Despite the coastal and urban setting, BU Astronomical Society Vice President Chad Madsen, a CAS sophomore, said he has observed interesting cosmic bodies, including different types of stars in the universe, and has measured the rings of Saturn in lab for an astronomy course.
Observatory curator Quinn Sykes described an ideal telescope location in a Feb. 20 Daily Free Press article.
“You want a dark sky, so you don’t want to be near any cities,” he said. “You want a dry sky, water particles will scatter the light. You want to be above the atmosphere at a high elevation. It’s nice if it doesn’t have a lot of weather [that blows clouds over the telescope].”
Boston’s less than ideal location for observing has sent astronomy professors to conduct research at remote observatories in Flagstaff, Arizona, Chile, Hawaii and even Antarctica.
“We have various kinds of timeshares [for telescopes],” said astronomy professor Kenneth Janes in the Free Press article. “I’ve used telescopes all over the world, at one time or another.”
While professors and researchers travel around the globe to study the universe, BU’s observatory is used mainly for stargazing and teaching purposes. Most astronomy classes convene there a few times during the semester to give students a chance to apply and observe what they have learned in lecture. In higher level courses, students also come to the observatory to learn how to handle the intricate astronomy equipment.
In addition to the Astronomical Society’s Sunday night meetings, the observatory also holds an open night every Wednesday — weather-permitting, of course — so BU students and faculty have the chance to take a guided look at the cosmos. The open-night crowds vary in size — from as few as one onlooker to around 600 a few years ago for a special Mars event, Gully-Santiago said.
Madsen said any BU student can get a “moon key” — one that grants access to any room in the observatory — after being trained by one of the society’s members to handle the “scopes,” most of which cost thousands of dollars.
“Anybody who’s really interested can come up here and ask one of us to train,” Madsen said. “So they can essentially come up anytime they want to observe . . . we just have to approve that they know how to safely use the telescopes.”
The observatory itself is dark, except for the sparse bulbs that emit red light, most of which were not working on Sunday. Madsen provided the tour of observatory via the light from his cellular phone.
“We use red light because it’s actually lower wavelength, and you don’t react to it as much,” Madsen said. “Your eyes are used to white light.”
On the roof of CAS, the rain and wind whipped everywhere and obstructed the view of the Boston skyline as well as the night sky. Madsen first points to three posts where expensive eight-inch reflector telescopes are mounted. Two of these reflectors are equipped with star-tracking global positioning systems to facilitate the location of cosmic bodies.
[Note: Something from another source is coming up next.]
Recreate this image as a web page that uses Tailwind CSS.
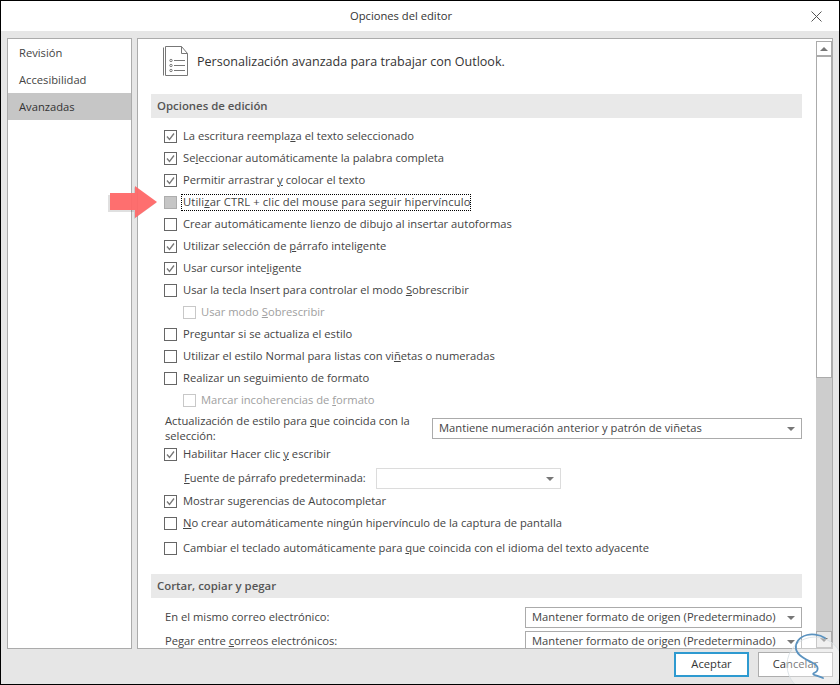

Madsen makes his way over to a dome of intertwining arches under which stargazers can place a telescope to navigate the skies. The arches provide a way for marking coordinates on the night sky’s longitude and latitude without using GPS.
Back inside, but barely sheltered from the storm, beneath a small aluminum dome with a pumpkin painted in its outside, Madsen points out a long, mounted refracting scope with a six-inch lens. Although it may appear to be the observatory’s most prestigious piece of equipment, its length is the result of the lens’ need for more space to produce a picture. The reflectors are much more practical pieces of equipment. They are shorter, wider and use mirrors instead of lenses to produce an image.
“In modern day, right now, reflectors are most often used because they’re just more practical,” Madsen said. “[They] have their problems but they’re much more easily fixed than refractors.”
One telescope at the observatory is a reflector with a 10-inch mirror diameter. Mostly used for teaching purposes, it is attached to a computer with a charge-coupled device camera that captures the images generated by electrons of light as digital pixels. The telescope’s computer is also connected to a television that broadcasts the pictures to students.
Returning outside to the extreme New England weather, Madsen points out a radio telescope. Surrounded by a large satellite dish, it looks more like it is meant for television reception than stargazing. Madsen explains that this telescope can pick-up long wavelength radio waves that are emitted everywhere in the universe. The telescope, which is used in high-level observation courses, can pick up “long-range” images of galaxies and the sun.
“Radio waves are actually light, except they’re really long wavelengths that our eyes can’t detect,” Madsen said. “The thing is that since they have such big wavelengths, we have to have a bigger dish in order to see [them].”
While BU stargazing regulars enjoy the views the equipment offers, Sykes said he plans to one day revamp the observatory.
“I’ve been working on buying some new equipment and upgrading some of our scopes that are older,” Sykes said in the Free Press article. “I’d like to refurbish our domes, but it costs a lot of money . . . I’m looking forward to what I can afford to do.”